To monitor our changing world in the light of climate change, satellites track changes in many factors: the dynamics and composition of the atmosphere, ice cover and volume, the height and temperature of the sea surface, the way land is used and urbanisation, and more. This is the only realistic way of observing the Earth as a whole and generating the information we need to understand how Earth works as a system – and, of course, the impact humans are having on natural processes.
Launched on 22 August 2018, the Aeolus satellite carries one of the most sophisticated instruments ever to be put into orbit. At the heart of Aeolus is a highly sophisticated Doppler wind ‘lidar’, which can be thought of as a laser (i.e. light) radar. One of the aims of the Aeolus mission is to test this novel technology – which comprises a powerful laser, a large telescope and a very sensitive receiver – in space.
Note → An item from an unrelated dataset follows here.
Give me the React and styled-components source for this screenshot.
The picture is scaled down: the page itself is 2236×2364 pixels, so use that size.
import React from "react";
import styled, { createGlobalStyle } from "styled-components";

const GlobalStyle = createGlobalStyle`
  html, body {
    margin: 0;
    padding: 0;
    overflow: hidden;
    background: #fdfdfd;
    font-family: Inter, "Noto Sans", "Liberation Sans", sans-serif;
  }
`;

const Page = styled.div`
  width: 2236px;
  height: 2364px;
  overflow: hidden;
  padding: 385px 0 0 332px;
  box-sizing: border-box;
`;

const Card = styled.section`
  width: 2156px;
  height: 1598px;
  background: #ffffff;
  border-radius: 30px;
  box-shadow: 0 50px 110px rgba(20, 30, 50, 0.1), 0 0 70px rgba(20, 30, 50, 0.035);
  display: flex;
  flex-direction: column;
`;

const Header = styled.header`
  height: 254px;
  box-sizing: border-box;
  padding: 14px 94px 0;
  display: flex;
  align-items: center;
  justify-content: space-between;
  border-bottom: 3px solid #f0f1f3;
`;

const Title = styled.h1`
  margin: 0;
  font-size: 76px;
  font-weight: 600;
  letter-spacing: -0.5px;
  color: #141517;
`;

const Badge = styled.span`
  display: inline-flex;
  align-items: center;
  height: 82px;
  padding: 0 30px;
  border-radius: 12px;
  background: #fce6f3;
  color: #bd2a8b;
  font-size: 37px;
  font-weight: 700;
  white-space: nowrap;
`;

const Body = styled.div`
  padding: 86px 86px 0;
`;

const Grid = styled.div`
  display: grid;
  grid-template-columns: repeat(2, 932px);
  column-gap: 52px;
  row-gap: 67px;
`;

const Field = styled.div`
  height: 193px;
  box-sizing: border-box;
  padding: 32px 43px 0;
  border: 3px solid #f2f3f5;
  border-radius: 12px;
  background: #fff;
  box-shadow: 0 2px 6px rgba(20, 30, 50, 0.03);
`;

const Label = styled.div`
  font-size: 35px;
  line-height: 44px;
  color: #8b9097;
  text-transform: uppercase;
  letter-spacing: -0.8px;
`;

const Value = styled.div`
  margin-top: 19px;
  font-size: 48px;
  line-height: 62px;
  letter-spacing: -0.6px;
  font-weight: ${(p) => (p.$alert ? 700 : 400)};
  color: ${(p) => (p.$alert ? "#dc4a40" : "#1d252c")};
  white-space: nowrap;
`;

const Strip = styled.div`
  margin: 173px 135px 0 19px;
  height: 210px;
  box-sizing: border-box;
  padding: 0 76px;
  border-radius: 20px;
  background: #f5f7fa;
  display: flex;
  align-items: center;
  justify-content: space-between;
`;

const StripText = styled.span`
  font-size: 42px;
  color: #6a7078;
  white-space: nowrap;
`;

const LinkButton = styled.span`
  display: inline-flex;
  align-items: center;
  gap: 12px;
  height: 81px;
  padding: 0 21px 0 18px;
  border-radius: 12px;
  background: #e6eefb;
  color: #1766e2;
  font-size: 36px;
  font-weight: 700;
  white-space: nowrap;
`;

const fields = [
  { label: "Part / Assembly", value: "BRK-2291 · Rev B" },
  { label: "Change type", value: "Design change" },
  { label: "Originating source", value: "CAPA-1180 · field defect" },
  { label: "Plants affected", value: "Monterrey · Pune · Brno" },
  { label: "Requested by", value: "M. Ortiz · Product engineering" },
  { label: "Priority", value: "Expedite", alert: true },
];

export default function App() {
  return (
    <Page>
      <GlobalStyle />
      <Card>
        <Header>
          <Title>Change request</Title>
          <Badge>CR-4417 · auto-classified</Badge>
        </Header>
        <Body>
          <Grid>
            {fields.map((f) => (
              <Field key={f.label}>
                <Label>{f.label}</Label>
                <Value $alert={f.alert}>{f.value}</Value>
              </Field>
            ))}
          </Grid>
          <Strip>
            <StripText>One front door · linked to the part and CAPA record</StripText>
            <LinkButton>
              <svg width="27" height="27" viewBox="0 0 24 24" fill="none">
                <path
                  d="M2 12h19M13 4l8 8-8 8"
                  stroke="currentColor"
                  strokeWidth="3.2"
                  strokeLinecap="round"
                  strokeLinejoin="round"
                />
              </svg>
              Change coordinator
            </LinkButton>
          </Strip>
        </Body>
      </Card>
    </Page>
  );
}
From its 320 km high orbit, the laser emits short but powerful pulses of ultraviolet light (355 nm wavelength) 50 times per second. This light travels down through the atmosphere, and a tiny fraction is backscattered from particles moving with the wind – air molecules, dust, ice particles and droplets of water. The backscattered light is collected by the telescope and detected by the receiver, which is incredibly sensitive: it can pick up as few as four photons per metre, along the line of the laser beam.
Just like the radar that police use to catch speeding motorists, the backscatter from the moving particles results in a small ‘Doppler shift’ between the light frequencies that Aeolus emits and receives back. From this shift, the wind velocities along the satellite’s direction of view can be derived, to an accuracy of some 2 m s-1.